Mas como isso não ocorreu, ter os efetivos internacionais desarmados, acabou por ser a melhor solução.

“Não tenho a mínima duvida de que os nossos agentes estivessem armados, pelo menos para autodefesa, alguns estariam mortos porque estiveram em situações em que teriam usado essas armas”, diz.

“Teria havido confrontos a tiro e pessoal internacional teria sido morto. Paradoxalmente, não estar armado depois do voto acabou por ser maior proteção do que estar armado”, afirma.

Vinte anos depois, Martin diz não encontrar entre os timorenses quem “culpe a UNAMET por nada do que ocorreu em 1999”, ainda que lamente a necessidade de a missão ter praticamente saído de Timor-Leste.

“Obviamente foi um grande desapontamento para a UNAMET – depois de dizer que ficaríamos, fosse qual fosse o resultado da votação -, que isso se tenha tornado impossível porque deixámos de ser o tipo de presença internacional que podia fazer o necessário em termos de segurança”, afirmou.

Um grupo de 80 funcionários ficou até que foi tomada a decisão de envio da INTERFET, saindo depois para Darwin com os refugiados timorenses, tendo um pequeno grupo ficado no consulado australiano durante todo o período.

“Não vejo ninguém agora que tenha refletido seriamente sobre a situação e que pense que o que a ONU fez não foi o correto a fazer nas circunstâncias”, afirma.

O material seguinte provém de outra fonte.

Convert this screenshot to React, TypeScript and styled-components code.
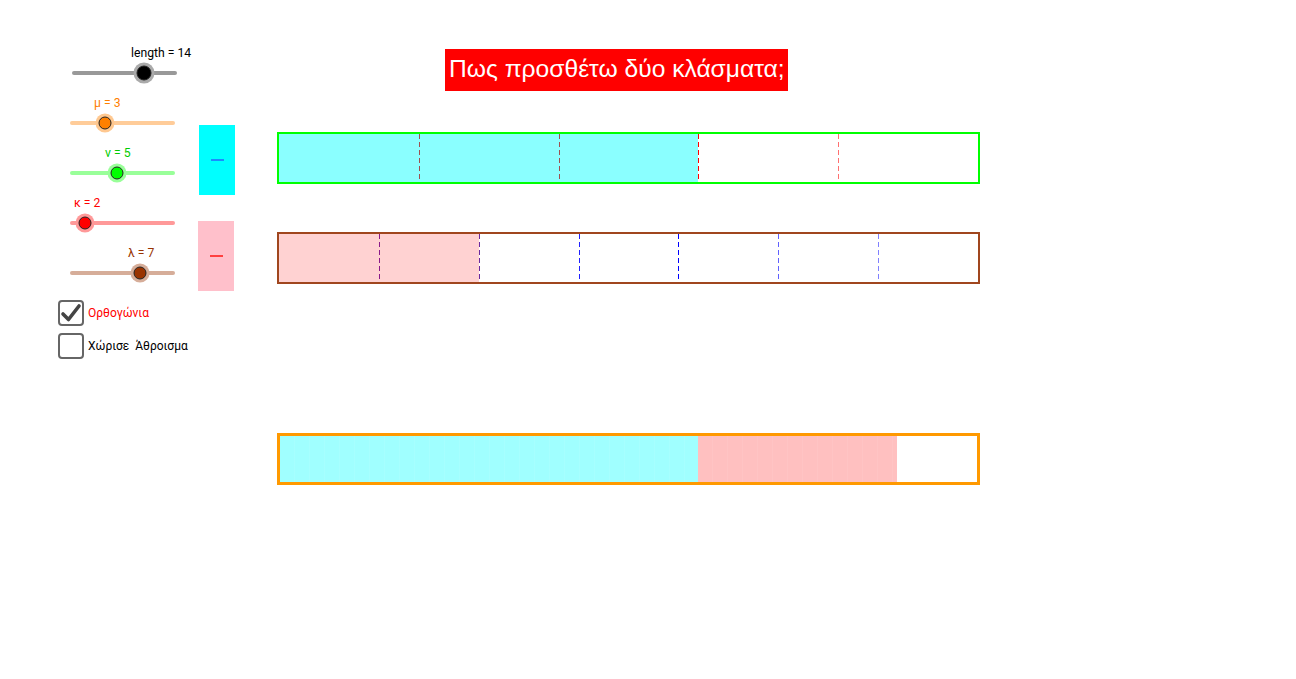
import React from 'react';
import styled, { createGlobalStyle } from 'styled-components';

const GlobalStyle = createGlobalStyle`
  html, body {
    margin: 0;
    padding: 0;
    background: #ffffff;
  }
  body {
    font-family: Roboto, 'Liberation Sans', sans-serif;
  }
`;

const Stage = styled.div`
  width: 1296px;
  height: 679px;
  display: flex;
  flex-direction: row;
  align-items: flex-start;
  background: #ffffff;
  overflow: hidden;
`;

const Controls = styled.div`
  width: 198px;
  padding-top: 45px;
  display: flex;
  flex-direction: column;
`;

const SliderBlock = styled.div`
  height: 50px;
  display: flex;
  flex-direction: column;
`;

const SliderLabel = styled.div<{ $x: number; $color: string }>`
  height: 16px;
  line-height: 16px;
  margin-left: ${(p) => p.$x}px;
  font-size: 12.2px;
  color: ${(p) => p.$color};
  white-space: nowrap;
`;

const TrackArea = styled.div<{ $x: number }>`
  position: relative;
  margin-left: ${(p) => p.$x}px;
  width: 105px;
  height: 24px;
  display: flex;
  align-items: center;
`;

const Track = styled.div<{ $color: string }>`
  width: 100%;
  height: 4px;
  border-radius: 2px;
  background: ${(p) => p.$color};
`;

const Knob = styled.div<{ $fill: string; $halo: string; $size: number }>`
  position: absolute;
  top: 50%;
  width: ${(p) => p.$size}px;
  height: ${(p) => p.$size}px;
  border-radius: 50%;
  background: ${(p) => p.$fill};
  border: 1px solid #222222;
  box-sizing: border-box;
  transform: translate(-50%, -50%);
  box-shadow: 0 0 0 3px ${(p) => p.$halo};
`;

const CheckList = styled.div`
  margin-top: 5px;
  display: flex;
  flex-direction: column;
  gap: 7px;
`;

const CheckRow = styled.div`
  display: flex;
  align-items: center;
  gap: 4px;
  margin-left: 58px;
  height: 26px;
`;

const Box = styled.div`
  width: 26px;
  height: 26px;
  box-sizing: border-box;
  border: 2px solid #666666;
  border-radius: 4px;
  display: flex;
  align-items: center;
  justify-content: center;
  background: #ffffff;
`;

const CheckText = styled.span<{ $color: string }>`
  font-size: 12px;
  color: ${(p) => p.$color};
  white-space: pre;
`;

const Swatches = styled.div`
  width: 37px;
  padding-top: 125px;
  display: flex;
  flex-direction: column;
  gap: 26px;
`;

const Swatch = styled.div<{ $bg: string; $shift: number }>`
  width: 36px;
  height: 70px;
  margin-left: ${(p) => p.$shift}px;
  background: ${(p) => p.$bg};
  display: flex;
  align-items: center;
  justify-content: center;
`;

const Dash = styled.div<{ $color: string }>`
  width: 13px;
  height: 2px;
  background: ${(p) => p.$color};
`;

const Main = styled.div`
  margin-left: 42px;
  padding-top: 49px;
  display: flex;
  flex-direction: column;
`;

const TitleRow = styled.div`
  padding-left: 168px;
  display: flex;
`;

const Title = styled.div`
  height: 42px;
  padding: 0 3px 0 4px;
  background: #ff0000;
  color: #ffffff;
  font-family: 'Liberation Sans', Arial, sans-serif;
  font-size: 24.6px;
  line-height: 40px;
  white-space: nowrap;
`;

const Bar = styled.div<{ $border: string; $bw: number; $gap: number }>`
  width: 703px;
  height: 52px;
  box-sizing: border-box;
  margin-top: ${(p) => p.$gap}px;
  border: ${(p) => p.$bw}px solid ${(p) => p.$border};
  display: flex;
  background: #ffffff;
`;

const Segment = styled.div<{ $fill: string; $divider?: string }>`
  flex: 1;
  background-color: ${(p) => p.$fill};
  background-image: ${(p) =>
    p.$divider
      ? `repeating-linear-gradient(to bottom, ${p.$divider} 0px, ${p.$divider} 5px, transparent 5px, transparent 8px)`
      : 'none'};
  background-size: 1px 100%;
  background-repeat: no-repeat;
  background-position: left top;
`;

const SumPart = styled.div<{ $fill: string; $grow: number }>`
  flex: ${(p) => p.$grow};
  background-color: ${(p) => p.$fill};
  background-image: repeating-linear-gradient(
    90deg,
    transparent 0px,
    transparent 14px,
    rgba(255, 255, 255, 0.07) 14px,
    rgba(255, 255, 255, 0.07) 15px
  );
`;

type SliderProps = {
  label: string;
  labelX: number;
  trackX: number;
  value: number;
  min: number;
  max: number;
  color: string;
  track: string;
  fill: string;
  halo: string;
  size?: number;
};

const Slider = ({ label, labelX, trackX, value, min, max, color, track, fill, halo, size = 13 }: SliderProps) => {
  const pct = ((value - min) / (max - min)) * 100;
  return (
    <SliderBlock>
      <SliderLabel $x={labelX} $color={color}>
        {label}
      </SliderLabel>
      <TrackArea $x={trackX}>
        <Track $color={track} />
        <Knob $fill={fill} $halo={halo} $size={size} style={{ left: `${pct}%` }} />
      </TrackArea>
    </SliderBlock>
  );
};

type FractionBarProps = {
  parts: number;
  filled: number;
  fill: string;
  border: string;
  gap: number;
  dividers: string[];
};

const FractionBar = ({ parts, filled, fill, border, gap, dividers }: FractionBarProps) => (
  <Bar $border={border} $bw={2} $gap={gap}>
    {Array.from({ length: parts }).map((_, i) => (
      <Segment key={i} $fill={i < filled ? fill : '#ffffff'} $divider={i > 0 ? dividers[i - 1] : undefined} />
    ))}
  </Bar>
);

export default function App() {
  return (
    <>
      <GlobalStyle />
      <Stage>
        <Controls>
          <Slider label="length = 14" labelX={131} trackX={72} value={14} min={1} max={20} color="#000000" track="#999999" fill="#000000" halo="#aaaaaa" size={15} />
          <Slider label="μ = 3" labelX={94} trackX={70} value={3} min={1} max={7} color="#ff8000" track="#ffcc99" fill="#ff8000" halo="#ffc890" />
          <Slider label="ν = 5" labelX={105} trackX={70} value={5} min={1} max={10} color="#00cc00" track="#99ff99" fill="#00ff00" halo="#99ff99" />
          <Slider label="κ = 2" labelX={74} trackX={70} value={2} min={1} max={8} color="#ff0000" track="#ff9999" fill="#ff0000" halo="#ff9999" />
          <Slider label="λ = 7" labelX={128} trackX={70} value={7} min={1} max={10} color="#993300" track="#d6ad99" fill="#993300" halo="#d6ad99" />
          <CheckList>
            <CheckRow>
              <Box>
                <svg width="22" height="22" viewBox="0 0 22 22">
                  <path d="M3 12 L8.5 17.5 L19 4" fill="none" stroke="#444444" strokeWidth="3.6" strokeLinecap="round" strokeLinejoin="round" />
                </svg>
              </Box>
              <CheckText $color="#ff0000">Ορθογώνια</CheckText>
            </CheckRow>
            <CheckRow>
              <Box />
              <CheckText $color="#000000">Χώρισε  Άθροισμα</CheckText>
            </CheckRow>
          </CheckList>
        </Controls>
        <Swatches>
          <Swatch $bg="#00ffff" $shift={1}>
            <Dash $color="#1a8cff" />
          </Swatch>
          <Swatch $bg="#ffc0cb" $shift={0}>
            <Dash $color="#ff4040" />
          </Swatch>
        </Swatches>
        <Main>
          <TitleRow>
            <Title>Πως προσθέτω δύο κλάσματα;</Title>
          </TitleRow>
          <FractionBar
            parts={5}
            filled={3}
            fill="#8affff"
            border="#00ff00"
            gap={41}
            dividers={['#a05050', '#a05050', '#ff0000', '#ff7070']}
          />
          <FractionBar
            parts={7}
            filled={2}
            fill="#ffd2d2"
            border="#a0461e"
            gap={48}
            dividers={['#8a1a8a', '#6a2aa0', '#2020ff', '#0000ff', '#6060ff', '#8080ff']}
          />
          <Bar $border="#ff9900" $bw={3} $gap={149}>
            <SumPart $fill="#a0ffff" $grow={21} />
            <SumPart $fill="#ffc0c0" $grow={10} />
            <SumPart $fill="#ffffff" $grow={4} />
          </Bar>
        </Main>
      </Stage>
    </>
  );
}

Martin destacou em particular as situações nos distritos onde, de forma “independente” os funcionários internacionais “ficaram quando as milícias e as TNI diziam que os estrangeiros podiam sair, mas que deviam deixar os funcionários timorenses”.

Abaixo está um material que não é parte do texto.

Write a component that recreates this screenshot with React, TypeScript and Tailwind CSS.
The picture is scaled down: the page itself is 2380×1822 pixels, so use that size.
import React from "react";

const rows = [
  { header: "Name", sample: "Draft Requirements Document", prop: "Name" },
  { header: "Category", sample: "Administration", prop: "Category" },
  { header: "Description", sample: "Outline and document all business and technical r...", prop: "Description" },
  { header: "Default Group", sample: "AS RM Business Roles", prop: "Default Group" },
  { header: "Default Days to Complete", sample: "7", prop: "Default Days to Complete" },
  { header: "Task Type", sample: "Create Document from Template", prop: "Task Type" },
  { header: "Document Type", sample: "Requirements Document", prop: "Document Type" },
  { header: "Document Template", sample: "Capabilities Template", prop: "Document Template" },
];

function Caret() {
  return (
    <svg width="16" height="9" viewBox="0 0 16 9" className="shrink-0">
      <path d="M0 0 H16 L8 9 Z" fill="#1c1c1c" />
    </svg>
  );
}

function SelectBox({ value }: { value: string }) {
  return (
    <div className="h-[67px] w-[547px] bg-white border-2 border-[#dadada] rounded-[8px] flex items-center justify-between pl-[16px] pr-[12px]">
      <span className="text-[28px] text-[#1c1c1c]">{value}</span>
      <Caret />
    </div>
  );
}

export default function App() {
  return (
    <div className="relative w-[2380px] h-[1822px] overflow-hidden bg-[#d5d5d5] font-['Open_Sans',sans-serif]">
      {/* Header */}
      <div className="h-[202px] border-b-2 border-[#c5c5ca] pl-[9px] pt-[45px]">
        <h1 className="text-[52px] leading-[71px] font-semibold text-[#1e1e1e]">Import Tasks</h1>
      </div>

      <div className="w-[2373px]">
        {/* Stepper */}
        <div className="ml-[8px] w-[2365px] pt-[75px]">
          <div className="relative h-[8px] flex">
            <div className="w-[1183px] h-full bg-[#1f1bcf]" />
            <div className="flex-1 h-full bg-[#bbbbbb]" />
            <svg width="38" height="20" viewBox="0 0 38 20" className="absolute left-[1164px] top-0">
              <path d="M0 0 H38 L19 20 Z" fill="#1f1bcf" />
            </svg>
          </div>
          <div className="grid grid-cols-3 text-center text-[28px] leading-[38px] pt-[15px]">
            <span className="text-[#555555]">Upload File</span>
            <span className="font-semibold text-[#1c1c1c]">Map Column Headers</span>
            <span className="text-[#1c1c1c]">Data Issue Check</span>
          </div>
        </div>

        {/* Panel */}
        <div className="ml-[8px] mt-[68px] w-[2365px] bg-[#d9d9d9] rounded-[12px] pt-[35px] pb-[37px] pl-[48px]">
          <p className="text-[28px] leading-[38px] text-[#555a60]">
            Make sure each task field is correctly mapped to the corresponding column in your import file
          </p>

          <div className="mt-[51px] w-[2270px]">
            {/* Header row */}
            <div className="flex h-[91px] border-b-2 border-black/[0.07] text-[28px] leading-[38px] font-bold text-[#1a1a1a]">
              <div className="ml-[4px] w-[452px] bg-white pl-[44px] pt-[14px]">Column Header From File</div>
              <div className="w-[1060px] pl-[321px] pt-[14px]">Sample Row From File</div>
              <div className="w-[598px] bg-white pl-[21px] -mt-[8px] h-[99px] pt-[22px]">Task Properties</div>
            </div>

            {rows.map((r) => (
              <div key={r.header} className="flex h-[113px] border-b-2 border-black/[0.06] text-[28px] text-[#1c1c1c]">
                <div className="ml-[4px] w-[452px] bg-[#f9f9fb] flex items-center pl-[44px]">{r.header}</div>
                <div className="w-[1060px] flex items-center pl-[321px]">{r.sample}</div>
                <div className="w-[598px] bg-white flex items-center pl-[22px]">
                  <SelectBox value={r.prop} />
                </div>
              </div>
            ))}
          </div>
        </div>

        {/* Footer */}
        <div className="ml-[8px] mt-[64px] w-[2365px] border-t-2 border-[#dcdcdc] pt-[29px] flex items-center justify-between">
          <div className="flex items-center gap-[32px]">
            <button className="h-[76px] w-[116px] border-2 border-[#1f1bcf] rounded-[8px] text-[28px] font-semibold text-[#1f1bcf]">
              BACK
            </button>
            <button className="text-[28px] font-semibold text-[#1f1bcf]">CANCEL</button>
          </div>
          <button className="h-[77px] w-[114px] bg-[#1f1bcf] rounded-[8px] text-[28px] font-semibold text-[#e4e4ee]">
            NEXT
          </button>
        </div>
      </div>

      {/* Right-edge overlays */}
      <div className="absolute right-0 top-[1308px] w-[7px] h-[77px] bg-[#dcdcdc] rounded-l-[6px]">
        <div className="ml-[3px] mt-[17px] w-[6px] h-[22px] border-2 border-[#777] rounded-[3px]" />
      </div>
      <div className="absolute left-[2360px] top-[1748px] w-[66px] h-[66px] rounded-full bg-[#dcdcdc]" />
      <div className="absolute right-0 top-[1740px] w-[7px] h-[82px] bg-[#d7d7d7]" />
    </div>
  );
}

Os funcionários internacionais “nunca aceitaram isso e permaneceram firmes e só vieram para Díli quando puderam trazer os funcionários locais”.

Martin diz que do lado timorense outro dos momentos em que ficou patente a coragem da população foi no período de recenseamento, que ele próprio chegou a ponderar dever ser adiado, “porque não havia o tipo de condições de segurança que a ONU tinha considerado essenciais e que a Indonésia tinha garantido que asseguraria”.

“Eu próprio pensei que não conseguiríamos completar o registo e esse foi mais um dos momentos em que ficou patente a coragem dos timorenses, que apareceram em ondas, em grandes números, a mostrar que não iam ser travados pela violência”, afirmou.

A missão da ONU acabou por se saldar pela morte de 15 timorenses – 14 mortos a tiro logo depois do final da consulta e um 15.º por ataque cardíaco – havendo o que Martin considera ser uma “instrução clara de Jacarta” que “queria evitar a todo o custo a morte de estrangeiros”.

Sobre o voto em si, Martin diz que nunca teve receio que os timorenses não viessem votar e que o medo era de “tentativas de intimidação e ataques a locais de votação” ou até de ataques ao local da contagem, em Díli, “quando se tornou evidente que tinha havido uma vitoria ampla da independência”.

“Mas foi sempre extremamente difícil, entre tantas ameaças e previsões de violência, perceber quando e como, e com que nível teríamos violência”, diz.

E isso evidenciou-se mesmo depois do anúncio dos resultados quando se esperava alguma violência, mas nunca da escala que ocorreu e que “acabou por surpreender toda a gente”.